Written exercise ->
Write out the entire listing below exactly as it appears, minus any pictures.

Information provided ->
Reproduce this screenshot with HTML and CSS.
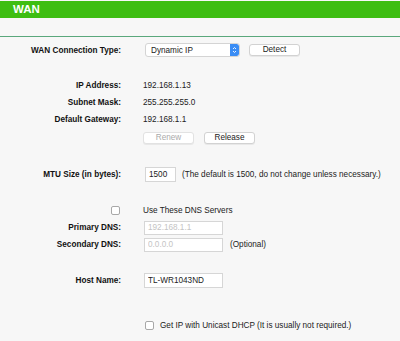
FILE: index.html
```html
<!DOCTYPE html>
<html lang="en">
<head>
    <meta charset="UTF-8">
    <title>WAN</title>
    <link rel="stylesheet" href="styles.css">
</head>
<body>
    <div class="title-bar">WAN</div>
    <div class="rule"></div>

    <div class="form">
        <div class="row row-type">
            <div class="label">WAN Connection Type:</div>
            <div class="field">
                <div class="select">
                    <span>Dynamic IP</span>
                    <span class="stepper">
                        <svg width="5" height="8" viewBox="0 0 5 8"><path d="M1 3 L2.5 1.5 L4 3 M1 5 L2.5 6.5 L4 5" fill="none" stroke="#fff" stroke-width="0.9"/></svg>
                    </span>
                </div>
                <button class="btn btn-detect">Detect</button>
            </div>
        </div>

        <div class="info">
            <div class="row row-info">
                <div class="label">IP Address:</div>
                <div class="field">192.168.1.13</div>
            </div>
            <div class="row row-info">
                <div class="label">Subnet Mask:</div>
                <div class="field">255.255.255.0</div>
            </div>
            <div class="row row-info">
                <div class="label">Default Gateway:</div>
                <div class="field">192.168.1.1</div>
            </div>
            <div class="row row-buttons">
                <div class="label"></div>
                <div class="field">
                    <button class="btn btn-renew" disabled>Renew</button>
                    <button class="btn btn-release">Release</button>
                </div>
            </div>
        </div>

        <div class="row row-mtu">
            <div class="label">MTU Size (in bytes):</div>
            <div class="field">
                <input class="input input-mtu" type="text" value="1500">
                <span class="note">(The default is 1500, do not change unless necessary.)</span>
            </div>
        </div>

        <div class="row row-check">
            <div class="label"><span class="checkbox"></span></div>
            <div class="field">Use These DNS Servers</div>
        </div>
        <div class="row row-dns first-dns">
            <div class="label">Primary DNS:</div>
            <div class="field"><input class="input input-wide" type="text" value="192.168.1.1" disabled></div>
        </div>
        <div class="row row-dns">
            <div class="label">Secondary DNS:</div>
            <div class="field">
                <input class="input input-wide" type="text" value="0.0.0.0" disabled>
                <span class="note optional">(Optional)</span>
            </div>
        </div>

        <div class="row row-host">
            <div class="label">Host Name:</div>
            <div class="field"><input class="input input-wide" type="text" value="TL-WR1043ND"></div>
        </div>

        <div class="row row-unicast">
            <div class="label"></div>
            <div class="field">
                <span class="checkbox"></span>
                <span class="unicast-text">Get IP with Unicast DHCP (It is usually not required.)</span>
            </div>
        </div>
    </div>
</body>
</html>
```

FILE: styles.css
```css
body {
    margin: 0;
    background: #f7f7f7;
    font-family: 'Liberation Sans', Arial, sans-serif;
    font-size: 8.2px;
    color: #222;
    width: 400px;
    height: 341px;
    overflow: hidden;
}

.title-bar {
    margin-top: 1px;
    height: 17px;
    line-height: 17px;
    background: #3ebe12;
    color: #fff;
    font-weight: bold;
    font-size: 11.5px;
    padding-left: 13px;
}

.rule {
    margin-top: 18px;
    height: 1px;
    background: #5aa87c;
}

.form {
    padding-top: 6px;
}

.row {
    display: flex;
    align-items: center;
}

.label {
    width: 121px;
    flex: none;
    text-align: right;
    font-weight: bold;
    color: #111;
    display: flex;
    justify-content: flex-end;
    align-items: center;
}

.field {
    margin-left: 22px;
    display: flex;
    align-items: center;
    color: #222;
}

.row-type {
    height: 14px;
}

.select {
    margin-left: 2px;
    width: 95px;
    height: 14px;
    box-sizing: border-box;
    background: #fff;
    border: 1px solid #d4d4d4;
    border-radius: 3px;
    display: flex;
    align-items: center;
    justify-content: space-between;
    padding-left: 5px;
    color: #222;
    overflow: hidden;
}

.stepper {
    width: 9px;
    height: 12px;
    background: #3a8df5;
    display: flex;
    align-items: center;
    justify-content: center;
    border-radius: 0 2px 2px 0;
}

.btn {
    font-family: 'Liberation Sans', Arial, sans-serif;
    font-size: 8.2px;
    height: 12px;
    padding: 0;
    background: #fff;
    color: #222;
    border: 1px solid #d2d2d2;
    border-radius: 3px;
    box-shadow: 0 1px 0 rgba(0, 0, 0, 0.06);
    line-height: 10px;
}

.btn-detect {
    margin-left: 9px;
    width: 51px;
}

.info {
    margin-top: 20px;
}

.row-info {
    height: 17px;
}

.row-buttons {
    height: 20px;
}

.btn-renew {
    width: 51px;
    color: #aaa;
    border-color: #e2e2e2;
}

.btn-release {
    margin-left: 10px;
    width: 51px;
}

.input {
    font-family: 'Liberation Sans', Arial, sans-serif;
    font-size: 8.2px;
    box-sizing: border-box;
    background: #fff;
    border: 1px solid #d6d6d6;
    margin: 0;
    padding: 0 0 0 3px;
    color: #222;
    outline: none;
}

.input:disabled {
    color: #c4c4c4;
}

.row-mtu {
    margin-top: 19px;
    height: 14px;
}

.input-mtu {
    margin-left: 2px;
    width: 31px;
    height: 15px;
}

.note {
    margin-left: 6px;
}

.row-check {
    margin-top: 22px;
    height: 14px;
}

.checkbox {
    display: inline-block;
    width: 7px;
    height: 7px;
    background: #fff;
    border: 1px solid #a8a8a8;
    border-radius: 2px;
}

.row-check .checkbox {
    margin-right: 1px;
}

.row-dns {
    height: 17px;
}

.first-dns {
    margin-top: 2px;
}

.input-wide {
    width: 79px;
    height: 14px;
    margin-left: 1px;
}

.optional {
    margin-left: 7px;
}

.row-host {
    margin-top: 20px;
    height: 15px;
}

.row-host .input-wide {
    height: 15px;
}

.row-unicast {
    margin-top: 30px;
    height: 14px;
}

.row-unicast .checkbox {
    margin-left: 2px;
}

.unicast-text {
    margin-left: 6px;
}
```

Written solution ->
Reproduce this screenshot with HTML and CSS.
FILE: index.html
```html
<!DOCTYPE html>
<html lang="en">
<head>
    <meta charset="UTF-8">
    <title>WAN</title>
    <link rel="stylesheet" href="styles.css">
</head>
<body>
    <div class="title-bar">WAN</div>
    <div class="rule"></div>

    <div class="form">
        <div class="row row-type">
            <div class="label">WAN Connection Type:</div>
            <div class="field">
                <div class="select">
                    <span>Dynamic IP</span>
                    <span class="stepper">
                        <svg width="5" height="8" viewBox="0 0 5 8"><path d="M1 3 L2.5 1.5 L4 3 M1 5 L2.5 6.5 L4 5" fill="none" stroke="#fff" stroke-width="0.9"/></svg>
                    </span>
                </div>
                <button class="btn btn-detect">Detect</button>
            </div>
        </div>

        <div class="info">
            <div class="row row-info">
                <div class="label">IP Address:</div>
                <div class="field">192.168.1.13</div>
            </div>
            <div class="row row-info">
                <div class="label">Subnet Mask:</div>
                <div class="field">255.255.255.0</div>
            </div>
            <div class="row row-info">
                <div class="label">Default Gateway:</div>
                <div class="field">192.168.1.1</div>
            </div>
            <div class="row row-buttons">
                <div class="label"></div>
                <div class="field">
                    <button class="btn btn-renew" disabled>Renew</button>
                    <button class="btn btn-release">Release</button>
                </div>
            </div>
        </div>

        <div class="row row-mtu">
            <div class="label">MTU Size (in bytes):</div>
            <div class="field">
                <input class="input input-mtu" type="text" value="1500">
                <span class="note">(The default is 1500, do not change unless necessary.)</span>
            </div>
        </div>

        <div class="row row-check">
            <div class="label"><span class="checkbox"></span></div>
            <div class="field">Use These DNS Servers</div>
        </div>
        <div class="row row-dns first-dns">
            <div class="label">Primary DNS:</div>
            <div class="field"><input class="input input-wide" type="text" value="192.168.1.1" disabled></div>
        </div>
        <div class="row row-dns">
            <div class="label">Secondary DNS:</div>
            <div class="field">
                <input class="input input-wide" type="text" value="0.0.0.0" disabled>
                <span class="note optional">(Optional)</span>
            </div>
        </div>

        <div class="row row-host">
            <div class="label">Host Name:</div>
            <div class="field"><input class="input input-wide" type="text" value="TL-WR1043ND"></div>
        </div>

        <div class="row row-unicast">
            <div class="label"></div>
            <div class="field">
                <span class="checkbox"></span>
                <span class="unicast-text">Get IP with Unicast DHCP (It is usually not required.)</span>
            </div>
        </div>
    </div>
</body>
</html>
```

FILE: styles.css
```css
body {
    margin: 0;
    background: #f7f7f7;
    font-family: 'Liberation Sans', Arial, sans-serif;
    font-size: 8.2px;
    color: #222;
    width: 400px;
    height: 341px;
    overflow: hidden;
}

.title-bar {
    margin-top: 1px;
    height: 17px;
    line-height: 17px;
    background: #3ebe12;
    color: #fff;
    font-weight: bold;
    font-size: 11.5px;
    padding-left: 13px;
}

.rule {
    margin-top: 18px;
    height: 1px;
    background: #5aa87c;
}

.form {
    padding-top: 6px;
}

.row {
    display: flex;
    align-items: center;
}

.label {
    width: 121px;
    flex: none;
    text-align: right;
    font-weight: bold;
    color: #111;
    display: flex;
    justify-content: flex-end;
    align-items: center;
}

.field {
    margin-left: 22px;
    display: flex;
    align-items: center;
    color: #222;
}

.row-type {
    height: 14px;
}

.select {
    margin-left: 2px;
    width: 95px;
    height: 14px;
    box-sizing: border-box;
    background: #fff;
    border: 1px solid #d4d4d4;
    border-radius: 3px;
    display: flex;
    align-items: center;
    justify-content: space-between;
    padding-left: 5px;
    color: #222;
    overflow: hidden;
}

.stepper {
    width: 9px;
    height: 12px;
    background: #3a8df5;
    display: flex;
    align-items: center;
    justify-content: center;
    border-radius: 0 2px 2px 0;
}

.btn {
    font-family: 'Liberation Sans', Arial, sans-serif;
    font-size: 8.2px;
    height: 12px;
    padding: 0;
    background: #fff;
    color: #222;
    border: 1px solid #d2d2d2;
    border-radius: 3px;
    box-shadow: 0 1px 0 rgba(0, 0, 0, 0.06);
    line-height: 10px;
}

.btn-detect {
    margin-left: 9px;
    width: 51px;
}

.info {
    margin-top: 20px;
}

.row-info {
    height: 17px;
}

.row-buttons {
    height: 20px;
}

.btn-renew {
    width: 51px;
    color: #aaa;
    border-color: #e2e2e2;
}

.btn-release {
    margin-left: 10px;
    width: 51px;
}

.input {
    font-family: 'Liberation Sans', Arial, sans-serif;
    font-size: 8.2px;
    box-sizing: border-box;
    background: #fff;
    border: 1px solid #d6d6d6;
    margin: 0;
    padding: 0 0 0 3px;
    color: #222;
    outline: none;
}

.input:disabled {
    color: #c4c4c4;
}

.row-mtu {
    margin-top: 19px;
    height: 14px;
}

.input-mtu {
    margin-left: 2px;
    width: 31px;
    height: 15px;
}

.note {
    margin-left: 6px;
}

.row-check {
    margin-top: 22px;
    height: 14px;
}

.checkbox {
    display: inline-block;
    width: 7px;
    height: 7px;
    background: #fff;
    border: 1px solid #a8a8a8;
    border-radius: 2px;
}

.row-check .checkbox {
    margin-right: 1px;
}

.row-dns {
    height: 17px;
}

.first-dns {
    margin-top: 2px;
}

.input-wide {
    width: 79px;
    height: 14px;
    margin-left: 1px;
}

.optional {
    margin-left: 7px;
}

.row-host {
    margin-top: 20px;
    height: 15px;
}

.row-host .input-wide {
    height: 15px;
}

.row-unicast {
    margin-top: 30px;
    height: 14px;
}

.row-unicast .checkbox {
    margin-left: 2px;
}

.unicast-text {
    margin-left: 6px;
}
```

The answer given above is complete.